**** Given data

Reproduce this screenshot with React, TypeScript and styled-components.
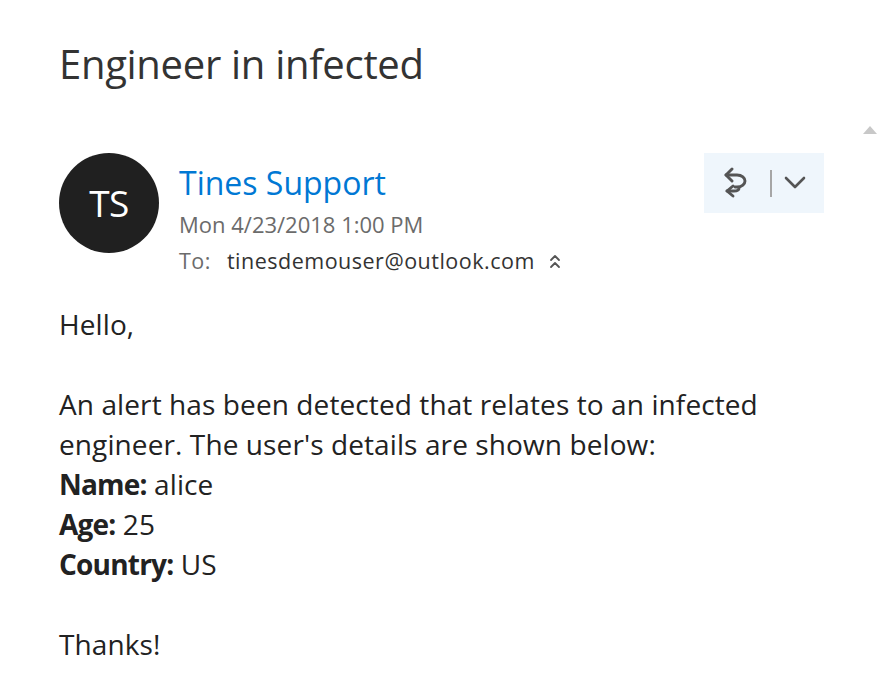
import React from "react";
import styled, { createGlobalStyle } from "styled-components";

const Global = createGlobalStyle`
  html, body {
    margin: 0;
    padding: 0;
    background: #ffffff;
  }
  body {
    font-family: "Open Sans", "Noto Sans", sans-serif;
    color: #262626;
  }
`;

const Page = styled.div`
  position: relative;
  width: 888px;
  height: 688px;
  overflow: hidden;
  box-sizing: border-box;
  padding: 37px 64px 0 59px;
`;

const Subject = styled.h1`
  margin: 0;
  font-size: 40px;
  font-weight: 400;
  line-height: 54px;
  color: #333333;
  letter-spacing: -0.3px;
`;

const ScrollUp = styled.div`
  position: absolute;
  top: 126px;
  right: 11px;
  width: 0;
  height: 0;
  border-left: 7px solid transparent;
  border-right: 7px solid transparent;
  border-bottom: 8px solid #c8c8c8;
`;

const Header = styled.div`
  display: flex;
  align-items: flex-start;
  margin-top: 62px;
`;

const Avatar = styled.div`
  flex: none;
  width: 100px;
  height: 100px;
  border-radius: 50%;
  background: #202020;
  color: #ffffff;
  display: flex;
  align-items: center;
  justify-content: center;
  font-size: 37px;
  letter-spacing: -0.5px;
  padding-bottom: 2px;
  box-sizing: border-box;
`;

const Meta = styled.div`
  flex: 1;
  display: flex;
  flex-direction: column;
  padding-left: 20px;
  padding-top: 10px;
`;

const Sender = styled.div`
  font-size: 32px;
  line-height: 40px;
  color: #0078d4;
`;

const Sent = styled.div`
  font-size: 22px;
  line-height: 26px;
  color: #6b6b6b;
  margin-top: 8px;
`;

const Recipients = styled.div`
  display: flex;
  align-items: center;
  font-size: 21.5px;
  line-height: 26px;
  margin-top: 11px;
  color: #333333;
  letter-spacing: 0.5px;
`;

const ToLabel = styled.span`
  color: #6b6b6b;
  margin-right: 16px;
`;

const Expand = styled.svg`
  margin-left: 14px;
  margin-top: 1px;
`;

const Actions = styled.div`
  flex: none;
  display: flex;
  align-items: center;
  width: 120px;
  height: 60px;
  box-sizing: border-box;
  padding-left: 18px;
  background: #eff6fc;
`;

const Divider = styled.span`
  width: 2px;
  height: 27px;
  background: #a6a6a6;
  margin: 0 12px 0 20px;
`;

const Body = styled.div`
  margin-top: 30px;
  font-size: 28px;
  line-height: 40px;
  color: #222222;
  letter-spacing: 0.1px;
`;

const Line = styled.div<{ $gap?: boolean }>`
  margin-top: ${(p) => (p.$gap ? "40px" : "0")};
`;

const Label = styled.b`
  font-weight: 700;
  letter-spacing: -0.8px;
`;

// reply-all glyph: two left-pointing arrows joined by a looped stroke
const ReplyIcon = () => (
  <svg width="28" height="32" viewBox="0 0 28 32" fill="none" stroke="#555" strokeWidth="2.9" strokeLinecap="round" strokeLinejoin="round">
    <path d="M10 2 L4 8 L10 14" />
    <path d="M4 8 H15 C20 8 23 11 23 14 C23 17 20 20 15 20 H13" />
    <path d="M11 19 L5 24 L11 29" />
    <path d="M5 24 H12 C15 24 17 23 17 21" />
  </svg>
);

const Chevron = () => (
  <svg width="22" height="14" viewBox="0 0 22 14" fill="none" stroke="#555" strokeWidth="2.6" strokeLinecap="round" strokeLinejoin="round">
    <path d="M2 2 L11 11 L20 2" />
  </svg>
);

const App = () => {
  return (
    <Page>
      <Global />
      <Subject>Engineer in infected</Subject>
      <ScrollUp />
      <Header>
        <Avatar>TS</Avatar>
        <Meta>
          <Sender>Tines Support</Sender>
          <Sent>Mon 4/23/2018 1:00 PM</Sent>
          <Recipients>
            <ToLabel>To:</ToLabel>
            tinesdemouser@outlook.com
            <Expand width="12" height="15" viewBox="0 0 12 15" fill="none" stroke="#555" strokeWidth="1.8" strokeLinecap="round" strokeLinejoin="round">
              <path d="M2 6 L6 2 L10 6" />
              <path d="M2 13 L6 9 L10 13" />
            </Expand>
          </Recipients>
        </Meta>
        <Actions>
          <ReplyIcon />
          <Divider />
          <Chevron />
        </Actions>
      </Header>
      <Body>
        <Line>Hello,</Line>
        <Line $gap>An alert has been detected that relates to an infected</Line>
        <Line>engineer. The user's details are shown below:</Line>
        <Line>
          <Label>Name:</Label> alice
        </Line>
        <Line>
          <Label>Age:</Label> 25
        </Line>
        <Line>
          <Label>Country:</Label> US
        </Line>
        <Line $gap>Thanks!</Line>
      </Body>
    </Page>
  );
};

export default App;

********

## Task statement
Omit every picture, then repeat the remaining data exactly as it appears above.

## Written solution
Reproduce this screenshot with React, TypeScript and styled-components.
import React from "react";
import styled, { createGlobalStyle } from "styled-components";

const Global = createGlobalStyle`
  html, body {
    margin: 0;
    padding: 0;
    background: #ffffff;
  }
  body {
    font-family: "Open Sans", "Noto Sans", sans-serif;
    color: #262626;
  }
`;

const Page = styled.div`
  position: relative;
  width: 888px;
  height: 688px;
  overflow: hidden;
  box-sizing: border-box;
  padding: 37px 64px 0 59px;
`;

const Subject = styled.h1`
  margin: 0;
  font-size: 40px;
  font-weight: 400;
  line-height: 54px;
  color: #333333;
  letter-spacing: -0.3px;
`;

const ScrollUp = styled.div`
  position: absolute;
  top: 126px;
  right: 11px;
  width: 0;
  height: 0;
  border-left: 7px solid transparent;
  border-right: 7px solid transparent;
  border-bottom: 8px solid #c8c8c8;
`;

const Header = styled.div`
  display: flex;
  align-items: flex-start;
  margin-top: 62px;
`;

const Avatar = styled.div`
  flex: none;
  width: 100px;
  height: 100px;
  border-radius: 50%;
  background: #202020;
  color: #ffffff;
  display: flex;
  align-items: center;
  justify-content: center;
  font-size: 37px;
  letter-spacing: -0.5px;
  padding-bottom: 2px;
  box-sizing: border-box;
`;

const Meta = styled.div`
  flex: 1;
  display: flex;
  flex-direction: column;
  padding-left: 20px;
  padding-top: 10px;
`;

const Sender = styled.div`
  font-size: 32px;
  line-height: 40px;
  color: #0078d4;
`;

const Sent = styled.div`
  font-size: 22px;
  line-height: 26px;
  color: #6b6b6b;
  margin-top: 8px;
`;

const Recipients = styled.div`
  display: flex;
  align-items: center;
  font-size: 21.5px;
  line-height: 26px;
  margin-top: 11px;
  color: #333333;
  letter-spacing: 0.5px;
`;

const ToLabel = styled.span`
  color: #6b6b6b;
  margin-right: 16px;
`;

const Expand = styled.svg`
  margin-left: 14px;
  margin-top: 1px;
`;

const Actions = styled.div`
  flex: none;
  display: flex;
  align-items: center;
  width: 120px;
  height: 60px;
  box-sizing: border-box;
  padding-left: 18px;
  background: #eff6fc;
`;

const Divider = styled.span`
  width: 2px;
  height: 27px;
  background: #a6a6a6;
  margin: 0 12px 0 20px;
`;

const Body = styled.div`
  margin-top: 30px;
  font-size: 28px;
  line-height: 40px;
  color: #222222;
  letter-spacing: 0.1px;
`;

const Line = styled.div<{ $gap?: boolean }>`
  margin-top: ${(p) => (p.$gap ? "40px" : "0")};
`;

const Label = styled.b`
  font-weight: 700;
  letter-spacing: -0.8px;
`;

// reply-all glyph: two left-pointing arrows joined by a looped stroke
const ReplyIcon = () => (
  <svg width="28" height="32" viewBox="0 0 28 32" fill="none" stroke="#555" strokeWidth="2.9" strokeLinecap="round" strokeLinejoin="round">
    <path d="M10 2 L4 8 L10 14" />
    <path d="M4 8 H15 C20 8 23 11 23 14 C23 17 20 20 15 20 H13" />
    <path d="M11 19 L5 24 L11 29" />
    <path d="M5 24 H12 C15 24 17 23 17 21" />
  </svg>
);

const Chevron = () => (
  <svg width="22" height="14" viewBox="0 0 22 14" fill="none" stroke="#555" strokeWidth="2.6" strokeLinecap="round" strokeLinejoin="round">
    <path d="M2 2 L11 11 L20 2" />
  </svg>
);

const App = () => {
  return (
    <Page>
      <Global />
      <Subject>Engineer in infected</Subject>
      <ScrollUp />
      <Header>
        <Avatar>TS</Avatar>
        <Meta>
          <Sender>Tines Support</Sender>
          <Sent>Mon 4/23/2018 1:00 PM</Sent>
          <Recipients>
            <ToLabel>To:</ToLabel>
            tinesdemouser@outlook.com
            <Expand width="12" height="15" viewBox="0 0 12 15" fill="none" stroke="#555" strokeWidth="1.8" strokeLinecap="round" strokeLinejoin="round">
              <path d="M2 6 L6 2 L10 6" />
              <path d="M2 13 L6 9 L10 13" />
            </Expand>
          </Recipients>
        </Meta>
        <Actions>
          <ReplyIcon />
          <Divider />
          <Chevron />
        </Actions>
      </Header>
      <Body>
        <Line>Hello,</Line>
        <Line $gap>An alert has been detected that relates to an infected</Line>
        <Line>engineer. The user's details are shown below:</Line>
        <Line>
          <Label>Name:</Label> alice
        </Line>
        <Line>
          <Label>Age:</Label> 25
        </Line>
        <Line>
          <Label>Country:</Label> US
        </Line>
        <Line $gap>Thanks!</Line>
      </Body>
    </Page>
  );
};

export default App;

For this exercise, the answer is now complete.